Explore available meeting room locations in your city and see current hourly availability and pricing. 

Frequently Asked Questions 

Can I book a meeting room without a virtual office plan? 

Yes. On-demand meeting rooms can be booked as standalone services at most office buildings. However, pairing them with a virtual office plan is more economical because many virtual office packages include a set number of meeting room hours per month at no extra charge. 

How far in advance do I need to book? 

Most services allow same-day booking if rooms are available. For important meetings, book at least one week ahead. If you hold meetings regularly, many providers offer standing monthly reservations or monthly packages that reserve a block of hours for your use. 

What if my meeting runs over? 

Most on-demand meeting services include a grace period (10 to 15 minutes) at no extra charge. If your meeting will run significantly over, notify the front desk before the scheduled end time so you can extend your reservation. Some providers charge a prorated hourly rate for overages; others may charge the full next hour, depending on your plan. 

Are meeting rooms private and soundproofed? 

Yes.
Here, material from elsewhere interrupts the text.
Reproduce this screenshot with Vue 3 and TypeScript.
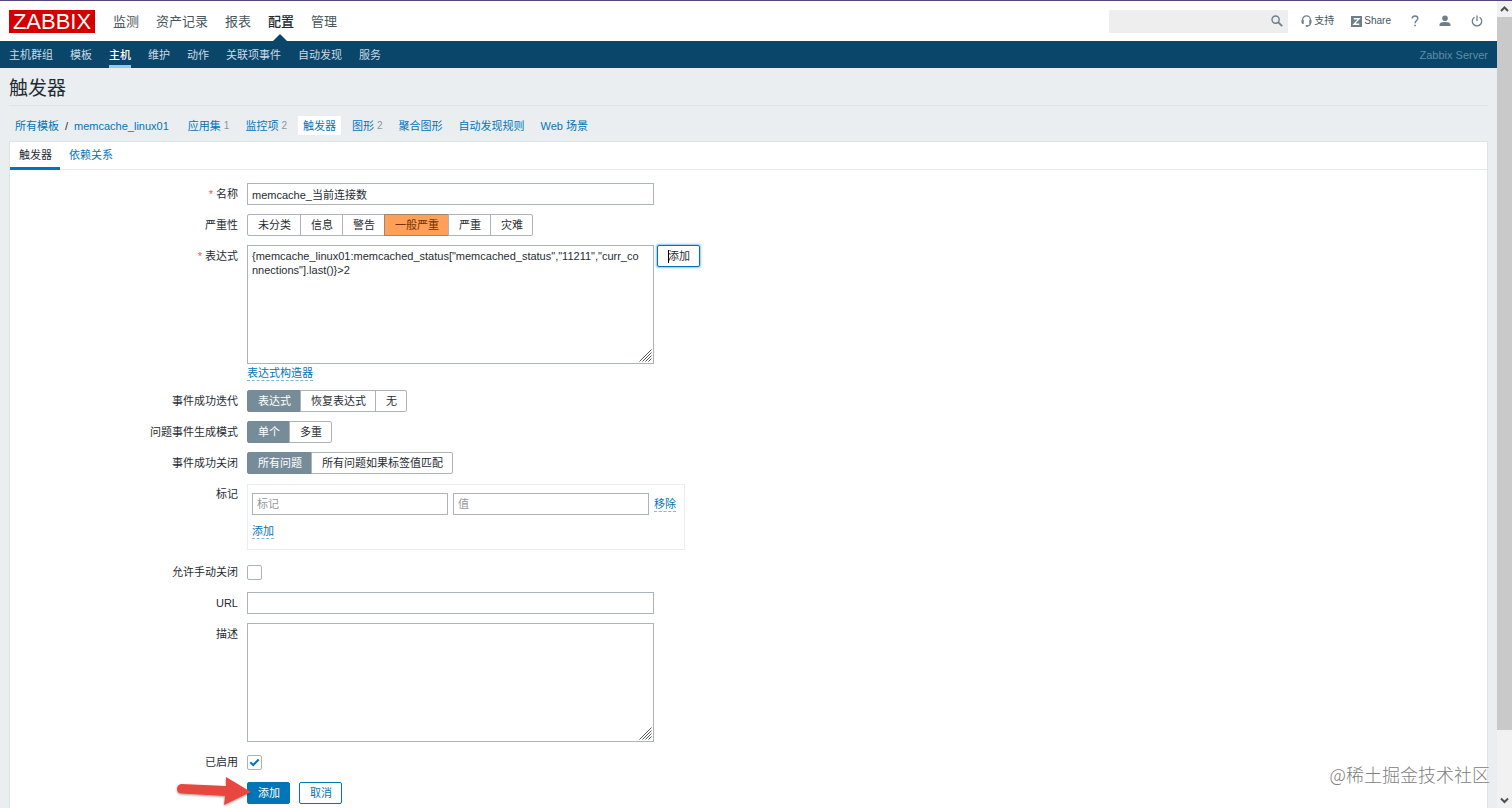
<script setup lang="ts">
import { ref } from 'vue'

interface CrumbLink {
  label: string
  count?: number
  active?: boolean
}

const mainMenu: string[] = ['监测', '资产记录', '报表', '配置', '管理']
const subMenu: string[] = ['主机群组', '模板', '主机', '维护', '动作', '关联项事件', '自动发现', '服务']
const crumbs: CrumbLink[] = [
  { label: '应用集', count: 1 },
  { label: '监控项', count: 2 },
  { label: '触发器', active: true },
  { label: '图形', count: 2 },
  { label: '聚合图形' },
  { label: '自动发现规则' },
  { label: 'Web 场景' },
]
const severities: string[] = ['未分类', '信息', '警告', '一般严重', '严重', '灾难']
const okModes: string[] = ['表达式', '恢复表达式', '无']
const problemModes: string[] = ['单个', '多重']
const closeModes: string[] = ['所有问题', '所有问题如果标签值匹配']

const name = ref('memcache_当前连接数')
const severity = ref('一般严重')
const expression = ref('{memcache_linux01:memcached_status["memcached_status","11211","curr_connections"].last()}>2')
const okMode = ref('表达式')
const problemMode = ref('单个')
const closeMode = ref('所有问题')
const tagName = ref('')
const tagValue = ref('')
const manualClose = ref(false)
const url = ref('')
const description = ref('')
const enabled = ref(true)
</script>

<template>
  <div class="window">
    <div class="page">
      <header class="top">
        <a class="logo" href="#">ZABBIX</a>
        <nav class="main-menu">
          <a v-for="m in mainMenu" :key="m" href="#" :class="{ on: m === '配置' }">{{ m }}</a>
        </nav>
        <div class="tools">
          <div class="search">
            <input type="text" aria-label="搜索" />
            <button type="button" aria-label="搜索">
              <svg width="12" height="12" viewBox="0 0 12 12">
                <circle cx="4.6" cy="4.6" r="3.6" fill="none" stroke="#6c7f8a" stroke-width="1.4" />
                <path d="M7.3 7.3L11.2 11.2" stroke="#6c7f8a" stroke-width="1.8" />
              </svg>
            </button>
          </div>
          <a class="tool support" href="#">
            <svg width="11" height="12" viewBox="0 0 11 12">
              <path d="M1.6 7V4.8a3.9 3.9 0 0 1 7.8 0V7M9.4 8c0 2-1.2 2.9-3.4 2.9" fill="none" stroke="#6c7f8a" stroke-width="1.2" />
              <path d="M.5 5h2.2v4H1.8Q.5 8.600.5 7.500zM10.500 5H8.300v4h.9q1.300-.4 1.300-1.500zM4.800 10h2v1.700h-2z" fill="#6c7f8a" />
            </svg>
            <span>支持</span>
          </a>
          <a class="tool share" href="#">
            <svg width="11" height="11" viewBox="0 0 11 11">
              <path d="M0 0h11v11H0z" fill="#6c7f8a" />
              <path d="M2.800 2.800h5.200L3 8.200h5.300" fill="none" stroke="#fff" stroke-width="1.400" />
            </svg>
            <span>Share</span>
          </a>
          <a class="tool icon" href="#" aria-label="帮助">
            <svg width="8" height="12" viewBox="0 0 8 12">
              <path d="M1.200 3.600C1.200 1.800 2.400 1 4 1s2.800.9 2.800 2.500C6.800 5.500 4.100 5.700 4.100 8.300" fill="none" stroke="#6c7f8a" stroke-width="1.400" />
              <path d="M3.300 9.700h1.600v1.600H3.300z" fill="#6c7f8a" />
            </svg>
          </a>
          <a class="tool icon" href="#" aria-label="用户">
            <svg width="12" height="12" viewBox="0 0 12 12">
              <circle cx="6" cy="3.200" r="2.800" fill="#6c7f8a" />
              <path d="M.5 11V9.700C.5 7.700 3 7 6 7s5.500.7 5.500 2.700V11z" fill="#6c7f8a" />
            </svg>
          </a>
          <a class="tool icon" href="#" aria-label="退出">
            <svg width="12" height="12" viewBox="0 0 12 12">
              <path d="M3.500 2.200a4.700 4.700 0 1 0 5 0M6 .5V6" fill="none" stroke="#6c7f8a" stroke-width="1.300" />
            </svg>
          </a>
        </div>
      </header>

      <nav class="sub-menu">
        <a v-for="s in subMenu" :key="s" href="#" :class="{ on: s === '主机' }">{{ s }}</a>
        <span class="server">Zabbix Server</span>
      </nav>

      <main>
        <h1>触发器</h1>
        <nav class="crumbs">
          <a href="#">所有模板</a>
          <span class="slash">/</span>
          <a href="#">memcache_linux01</a>
          <span v-for="c in crumbs" :key="c.label" class="crumb" :class="{ on: c.active }">
            <a href="#">{{ c.label }}</a>
            <span v-if="c.count" class="count">{{ c.count }}</span>
          </span>
        </nav>

        <section class="panel">
          <nav class="tabs">
            <a class="on" href="#">触发器</a>
            <a href="#">依赖关系</a>
          </nav>

          <form @submit.prevent>
            <label class="label required" for="name">名称</label>
            <div class="field"><input id="name" v-model="name" class="box wide" type="text" /></div>

            <span id="l-severity" class="label">严重性</span>
            <div class="field segments" role="radiogroup" aria-labelledby="l-severity">
              <label v-for="o in severities" :key="o" :class="{ warm: o === severity }">
                <input v-model="severity" type="radio" name="severity" :value="o" />{{ o }}
              </label>
            </div>

            <label class="label required" for="expression">表达式</label>
            <div class="field expression">
              <div class="area wide">
                <textarea id="expression" v-model="expression" class="box" spellcheck="false"></textarea>
                <svg class="grip" width="13" height="13" viewBox="0 0 13 13">
                  <path d="M.5 12.500l12-12M3.500 12.500l9-9M6.500 12.500l6-6M9.500 12.500l3-3" stroke="#555" stroke-width="1" />
                </svg>
              </div>
              <button type="button" class="btn focused">添加</button>
            </div>
            <div class="field builder"><a class="dashed" href="#">表达式构造器</a></div>

            <span id="l-ok" class="label">事件成功迭代</span>
            <div class="field segments" role="radiogroup" aria-labelledby="l-ok">
              <label v-for="o in okModes" :key="o" :class="{ sel: o === okMode }">
                <input v-model="okMode" type="radio" name="ok" :value="o" />{{ o }}
              </label>
            </div>

            <span id="l-problem" class="label">问题事件生成模式</span>
            <div class="field segments" role="radiogroup" aria-labelledby="l-problem">
              <label v-for="o in problemModes" :key="o" :class="{ sel: o === problemMode }">
                <input v-model="problemMode" type="radio" name="problem" :value="o" />{{ o }}
              </label>
            </div>

            <span id="l-close" class="label">事件成功关闭</span>
            <div class="field segments" role="radiogroup" aria-labelledby="l-close">
              <label v-for="o in closeModes" :key="o" :class="{ sel: o === closeMode }">
                <input v-model="closeMode" type="radio" name="close" :value="o" />{{ o }}
              </label>
            </div>

            <span class="label">标记</span>
            <div class="field tags">
              <div class="tag-row">
                <input v-model="tagName" class="box" type="text" placeholder="标记" aria-label="标记" />
                <input v-model="tagValue" class="box" type="text" placeholder="值" aria-label="值" />
                <a class="dashed" href="#">移除</a>
              </div>
              <a class="dashed" href="#">添加</a>
            </div>

            <label class="label" for="manual">允许手动关闭</label>
            <div class="field check"><input id="manual" v-model="manualClose" type="checkbox" /></div>

            <label class="label" for="url">URL</label>
            <div class="field"><input id="url" v-model="url" class="box wide" type="text" /></div>

            <label class="label" for="description">描述</label>
            <div class="field">
              <div class="area wide">
                <textarea id="description" v-model="description" class="box"></textarea>
                <svg class="grip" width="13" height="13" viewBox="0 0 13 13">
                  <path d="M.5 12.500l12-12M3.500 12.500l9-9M6.500 12.500l6-6M9.500 12.500l3-3" stroke="#555" stroke-width="1" />
                </svg>
              </div>
            </div>

            <label class="label" for="enabled">已启用</label>
            <div class="field check">
              <input id="enabled" v-model="enabled" type="checkbox" />
              <svg v-if="enabled" class="tick" width="11" height="9" viewBox="0 0 11 9">
                <path d="M1.300 4.200L4.300 7 9.700 1.500" fill="none" stroke="#0275b8" stroke-width="2" />
              </svg>
            </div>

            <div class="field actions">
              <button type="submit" class="btn primary">添加</button>
              <button type="button" class="btn">取消</button>
              <svg class="arrow" width="78" height="34" viewBox="0 0 78 34">
                <defs>
                  <filter id="arrow-shadow" x="-10%" y="-20%" width="120%" height="150%">
                    <feDropShadow dx="0" dy="1" stdDeviation="1" flood-color="#000" flood-opacity="0.4" />
                  </filter>
                </defs>
                <path d="M6 8L51 10V1L76 16 49 29 50 20 6 17.500Q2 17 2 13T6 8z" fill="#e8473f" filter="url(#arrow-shadow)" />
              </svg>
            </div>
          </form>
        </section>
      </main>
    </div>

    <div class="scrollbar" aria-hidden="true">
      <svg width="15" height="16" viewBox="0 0 15 16"><path d="M4 10l3.500-3.500L11 10" fill="none" stroke="#505050" stroke-width="2" /></svg>
      <div class="track"><div class="thumb"></div></div>
      <svg width="15" height="16" viewBox="0 0 15 16"><path d="M4 6.500L7.500 10 11 6.500" fill="none" stroke="#505050" stroke-width="2" /></svg>
    </div>
    <div class="watermark">@稀土掘金技术社区</div>
  </div>
</template>

<style>
body {
  margin: 0;
  overflow: hidden;
}
</style>

<style scoped>
* {
  box-sizing: border-box;
}
.window {
  position: relative;
  display: flex;
  height: 100vh;
  overflow: hidden;
  border-top: 1px solid #56467c;
  background: #ebeef0;
  color: #1f2c33;
  font: 11px/14px "Liberation Sans", "Noto Sans CJK SC", sans-serif;
}
input,
textarea,
button {
  margin: 0;
  font: inherit;
  color: inherit;
}
a {
  color: #0275b8;
  text-decoration: none;
}
.page {
  flex: 1;
  min-width: 0;
  display: flex;
  flex-direction: column;
}
.top {
  display: flex;
  align-items: center;
  height: 40px;
  padding: 0 14px 0 9px;
  background: #fff;
  flex: none;
}
.logo {
  width: 86px;
  height: 23px;
  background: #d40000;
  color: #fff;
  font-size: 22px;
  line-height: 24px;
  text-align: center;
}
.main-menu {
  display: flex;
  align-self: stretch;
  gap: 17px;
  margin-left: 18px;
  font-size: 13px;
  line-height: 42px;
}
.main-menu a {
  position: relative;
  height: 40px;
  color: #48565e;
}
.main-menu .on {
  color: #1f2c33;
  font-weight: 500;
}
.main-menu .on::after {
  content: "";
  position: absolute;
  bottom: 0;
  left: 50%;
  margin-left: -8px;
  border: 7px solid transparent;
  border-top: 0;
  border-bottom-color: #0a466a;
}
.tools {
  display: flex;
  align-items: center;
  margin-left: auto;
  font-size: 10px;
}
.search {
  display: flex;
  width: 179px;
  height: 23px;
  background: #eee;
  margin-right: 13px;
}
.search input {
  flex: 1;
  min-width: 0;
  border: 0;
  background: none;
}
.search button {
  display: flex;
  align-items: center;
  padding: 0 5px;
  border: 0;
  background: none;
}
.tool {
  display: flex;
  align-items: center;
  gap: 2px;
  color: #48565e;
}
.share {
  margin-left: 17px;
}
.icon {
  margin-left: 20px;
}
.sub-menu {
  display: flex;
  gap: 17px;
  flex: none;
  height: 27px;
  padding: 0 9px;
  background: #0a466a;
  line-height: 28px;
}
.sub-menu a {
  height: 27px;
  color: #c9dbe7;
}
.sub-menu .on {
  color: #fff;
  font-weight: 500;
  border-bottom: 3px solid #8fcaf5;
}
.server {
  margin-left: auto;
  color: #5d8dab;
}
main {
  flex: 1;
  display: flex;
  flex-direction: column;
  min-height: 0;
  padding: 0 9px;
}
h1 {
  margin: 0;
  height: 38px;
  flex: none;
  border-bottom: 1px solid #dfe4e7;
  font-size: 19px;
  line-height: 42px;
  font-weight: 400;
}
.crumbs {
  display: flex;
  align-items: center;
  flex: none;
  height: 35px;
  padding: 4px 6px 0;
}
.slash {
  margin: 0 6px;
}
.crumb {
  display: flex;
  gap: 3px;
  margin-left: 6px;
  padding: 3px 5px 2px;
}
.crumbs > a + .crumb {
  margin-left: 14px;
}
.crumb.on {
  background: #fff;
}
.count {
  color: #8a979e;
  font-size: 10px;
}
.panel {
  flex: 1;
  min-height: 0;
  border: 1px solid #dfe4e7;
  border-bottom: 0;
  background: #fff;
}
.tabs {
  display: flex;
  height: 28px;
  border-bottom: 1px solid #e7eaec;
  line-height: 27px;
}
.tabs a {
  height: 28px;
  padding: 0 8px 0 9px;
}
.tabs .on {
  color: #1f2c33;
  border-bottom: 3px solid #0275b8;
}
form {
  display: grid;
  grid-template-columns: 228px 1fr;
  column-gap: 9px;
  row-gap: 9px;
  padding-top: 13px;
}
.label {
  text-align: right;
  line-height: 22px;
}
.required::before {
  content: "* ";
  color: #e45959;
}
.field {
  grid-column: 2;
  min-height: 22px;
}
.wide {
  width: 407px;
}
.box {
  display: block;
  height: 22px;
  padding: 0 4px;
  border: 1px solid #acb4ba;
  background: #fff;
  border-radius: 0;
  outline: 0;
}
.box::placeholder {
  color: #999;
  opacity: 1;
}
.area {
  position: relative;
}
textarea.box {
  width: 100%;
  height: 119px;
  padding: 3px 14px 3px 4px;
  line-height: 14px;
  resize: none;
  word-break: break-all;
  overflow: hidden;
}
.grip {
  position: absolute;
  right: 2px;
  bottom: 2px;
}
.expression {
  display: flex;
  gap: 3px;
}
.builder {
  min-height: 17px;
  height: 17px;
  margin-top: -9px;
  line-height: 18px;
}
.dashed {
  display: inline-block;
  border-bottom: 1px dashed #7fb8da;
  line-height: 14px;
}
.segments {
  display: flex;
}
.segments label {
  position: relative;
  height: 22px;
  padding: 0 9px 0 10px;
  border: 1px solid #acb4ba;
  line-height: 20px;
}
.segments label + label {
  margin-left: -1px;
}
.segments label:first-child {
  border-radius: 2px 0 0 2px;
}
.segments label:last-child {
  border-radius: 0 2px 2px 0;
}
.segments input {
  position: absolute;
  inset: 0;
  opacity: 0;
}
.segments .sel {
  background: #768d99;
  border-color: #768d99;
  color: #fff;
}
.segments .warm {
  background: #ffa059;
  border-color: #a58468;
  color: #733100;
}
.btn {
  height: 22px;
  padding: 0 9px 0 10px;
  border: 1px solid #0275b8;
  border-radius: 2px;
  background: #fff;
  color: #0275b8;
  line-height: 20px;
}
.primary {
  background: #0275b8;
  color: #fff;
}
.focused {
  position: relative;
  color: #1f2c33;
  box-shadow: 0 0 2px 1px #8fc4ea;
}
.focused::before {
  content: "";
  position: absolute;
  left: 10px;
  top: 4px;
  width: 1px;
  height: 13px;
  background: #000;
}
.tags {
  justify-self: start;
  height: 66px;
  margin: 1px 0 2px;
  padding: 8px 8px 0 4px;
  border: 1px solid #ebeef0;
}
.tag-row {
  display: flex;
  align-items: center;
  gap: 5px;
  margin-bottom: 9px;
}
.tag-row .box {
  width: 196px;
}
.check {
  display: flex;
  align-items: center;
  position: relative;
}
.check input {
  appearance: none;
  width: 15px;
  height: 15px;
  border: 1px solid #acb4ba;
  border-radius: 2px;
  background: #fff;
}
.tick {
  position: absolute;
  left: 2px;
  pointer-events: none;
}
.actions {
  position: relative;
  display: flex;
  gap: 9px;
}
.arrow {
  position: absolute;
  left: -72px;
  top: -6px;
}
.scrollbar {
  display: flex;
  flex-direction: column;
  flex: none;
  width: 15px;
  background: #f1f1f1;
}
.track {
  flex: 1;
}
.thumb {
  height: 92%;
  background: #c9c9c9;
}
.watermark {
  position: absolute;
  right: 22px;
  bottom: 22px;
  color: #808080;
  font: 300 18px/24px "Noto Sans CJK SC", sans-serif;
  text-shadow: 0 0 2px #fff;
}
</style>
Professional on-demand meeting spaces have interior conference rooms with acoustic to contain sound. The space is designed to support confidential discussions. This is especially important for attorneys, CPAs, and advisors who discuss sensitive information with clients. 

Can I book meeting rooms in different cities? 

If the service or your virtual office plan operates in multiple locations, yes. This is useful for firms with clients in different cities or for traveling professionals who need a professional space wherever they are. Check with your provider about access in other markets and any price differences. 

Do I need to provide credit card information for every booking? 

Once your account is set up, most services allow you to book through a mobile app or web portal using saved payment information. Billing is automatic. Some providers require advance payment for reservations; others bill monthly for standing plans.